Question

May I please get help with this. I have tried multiple times but still could not get the correct or at least accurate answers I would appreciate it so much if I could get help with this

Answer 1

The vertices of the given quadrilateral GHJK are:

G = (3, 2)

H = (-3, 3)

J = (-5, -2)

K = (1, -3)

a) To find the length of JK and GH we will use the rule of the distance

`d=\sqrt[]{(x_2-x_1)^2+(y_2-y_1)^2}`

For JK, let J = (x1, y1) and K = (x2, y2)

`\begin{gathered} JK=\sqrt[]{(1--5)^2+(-3--2)^2} \\ JK=\sqrt[]{(1+5)^2+(-3+2)^2} \\ JK=\sqrt[]{(6)^2+(-1)^2} \\ JK=\sqrt[]{36+1} \\ JK=\sqrt[]{37} \end{gathered}`

For GH, let G = (x1, y1) and H = (x2, y2)
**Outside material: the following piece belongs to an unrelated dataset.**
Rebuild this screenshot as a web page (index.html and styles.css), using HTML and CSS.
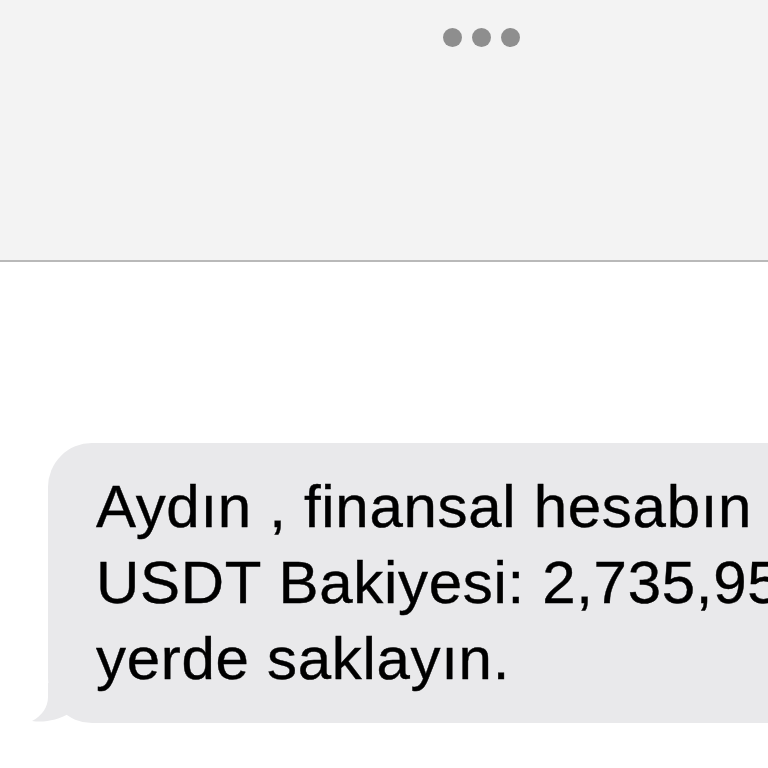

`\begin{gathered} GH=\sqrt[]{(-3-3)^2+(3-2)^2} \\ GH=\sqrt[]{(-6)^2+(1)^2} \\ GH=\sqrt[]{36+1} \\ GH=\sqrt[]{37} \end{gathered}`

b) We will use the rule of the slope to find the slopes of JK and GH

`m=(y_2-y_1)/(x_2-x_1)`

For JK

`\begin{gathered} m_(JK)=(1--5)/(-3--2) \\ m_(JK)=(1+5)/(-3+2) \\ m_(JK)=(6)/(-1) \\ m_(JK)=-6 \end{gathered}`

For GH

`\begin{gathered} m_(GH)=(-3-3)/(3-2) \\ m_(GH)=(-6)/(1) \\ m_(GH)=-6 \end{gathered}`

c) From parts a and b

JK = GH

JK // GH because they have the same slopes

Then GHJK is a parallelogram because it has a pair of opposite sides that are both congruent and parallel

The answer is A